Whatever happened, I didn’t want to be beaten up with my own stick, so I gave him an excuse to return it without losing face. ‘I need my stick, I have a bad back.’ That was tru
e enough.
‘No.’
I grabbed the stick, placing my hands outside his, and began to wrestle it from him. The stick was now a symbol of who controlled the situation. We were encircled by men, all smelling of alcohol. One sipped spirit from a pink plastic teacup belonging to a toy tea-service. I made eye contact with several of them, and said, ‘He has taken this stick from me, I need it to walk, I am walking the Royal Road.’ I wanted to impress them with the banality of it: I was no threat. Moments passed. No one backed him up. He had become isolated. He pulled back a fist, and again shaped to punch me in the face. I stared him in the eye; he made several feints to punch. When he didn’t carry them through, I knew I had won. Violent men hit first and talk later; men who talk first don’t hit. I snatched back the stick. It now turned to farce for everyone except the man, who continued to fume with righteous indignation. He made pantomime lunges at me while two neighbours held him back. A woman, who looked unhappy enough to be his wife, came up crying, and hung on to one arm and begged him to come away.
‘Who is the head man in this village?’ I wanted an individual to deal with, not a mob. A quietly spoken man said, ‘I am Reynaldo, you can speak to me, what are you doing here?’
I took out my letter from the Ecuadorian Embassy in London, which I kept in the waterproof map folder. I had asked the Ambassador for a brief letter of explanation, to confirm that, although I had a camera and tape recorder, I was not a spy, and should not be shot out of hand. What he gave me was magnificent.
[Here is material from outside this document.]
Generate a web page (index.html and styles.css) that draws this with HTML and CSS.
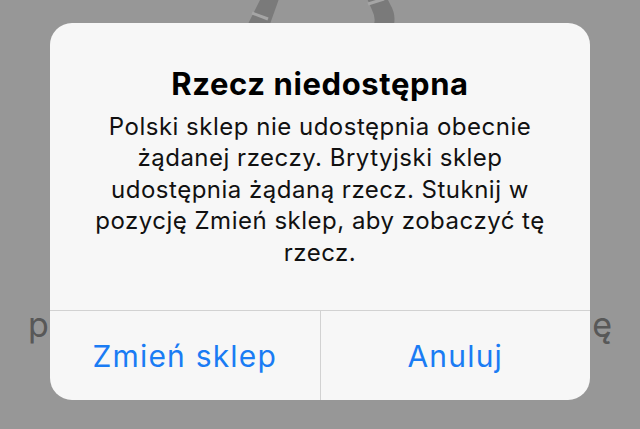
FILE: index.html
```html
<!DOCTYPE html>
<html lang="pl">
<head>
<meta charset="utf-8">
<link rel="stylesheet" href="styles.css">
</head>
<body>
<div class="screen">
  <svg class="bg-logo" width="640" height="30" viewBox="0 0 640 30">
    <path d="M262 -4 L248 24 L270 24 L280 -4 Z" fill="#7a7a7a"/>
    <path d="M252 13 L268 19" stroke="#a5a5a5" stroke-width="3"/>
    <path d="M366 -4 L372 10 Q376 18 374 24 L394 24 Q396 14 390 4 L386 -4 Z" fill="#7a7a7a"/>
    <path d="M368 4 L384 -1" stroke="#a5a5a5" stroke-width="3"/>
  </svg>
  <div class="bg-row"><span>p</span><span>ę</span></div>

  <div class="alert">
    <div class="alert-body">
      <h1 class="alert-title">Rzecz niedostępna</h1>
      <p class="alert-msg">Polski sklep nie udostępnia obecnie żądanej rzeczy. Brytyjski sklep udostępnia żądaną rzecz. Stuknij w pozycję Zmień sklep, aby zobaczyć tę rzecz.</p>
    </div>
    <div class="alert-actions">
      <div class="alert-btn">Zmień sklep</div>
      <div class="alert-btn">Anuluj</div>
    </div>
  </div>
</div>
</body>
</html>
```
FILE: styles.css
```css
* { box-sizing: border-box; }
html, body { margin: 0; padding: 0; }
body {
  width: 640px;
  height: 429px;
  overflow: hidden;
  background: #979797;
  font-family: Inter, "Noto Sans", "Liberation Sans", sans-serif;
}
.screen {
  position: relative;
  width: 640px;
  height: 429px;
}
.bg-logo {
  position: absolute;
  left: 0;
  top: 0;
}
.bg-row {
  position: absolute;
  left: 28px;
  right: 28px;
  top: 304px;
  display: flex;
  justify-content: space-between;
  font-size: 34px;
  color: #585858;
}
.alert {
  position: absolute;
  left: 50px;
  top: 23px;
  width: 540px;
  height: 377px;
  background: #f7f7f7;
  border-radius: 22px;
  display: flex;
  flex-direction: column;
  overflow: hidden;
}
.alert-body {
  flex: 1;
  padding: 42px 31px 0;
  text-align: center;
  border-bottom: 1px solid #d2d2d2;
}
.alert-title {
  margin: 0;
  font-size: 31px;
  font-weight: 700;
  line-height: 38px;
  color: #000;
  letter-spacing: 0.6px;
}
.alert-msg {
  margin: 7.5px 0 0;
  font-size: 24px;
  line-height: 31.5px;
  color: #111;
  letter-spacing: 0.5px;
}
.alert-actions {
  height: 89px;
  display: flex;
}
.alert-btn {
  flex: 1;
  display: flex;
  align-items: center;
  justify-content: center;
  font-size: 30px;
  letter-spacing: 1.2px;
  color: #1a7cf4;
}
.alert-btn + .alert-btn {
  border-left: 1px solid #d2d2d2;
}
```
In exercise of the Consular Functions in London, I request that the authorities; civil, military and the police, lend assistance, and whatever further help is required, to the British citizen, John Harrison, who will be visiting the country for the purpose of writing a book about the Inca Trail, journeying by land from Quito to Cuzco. This publication will be of great interest for the promotion of national tourism, and to this end, grant him free transit.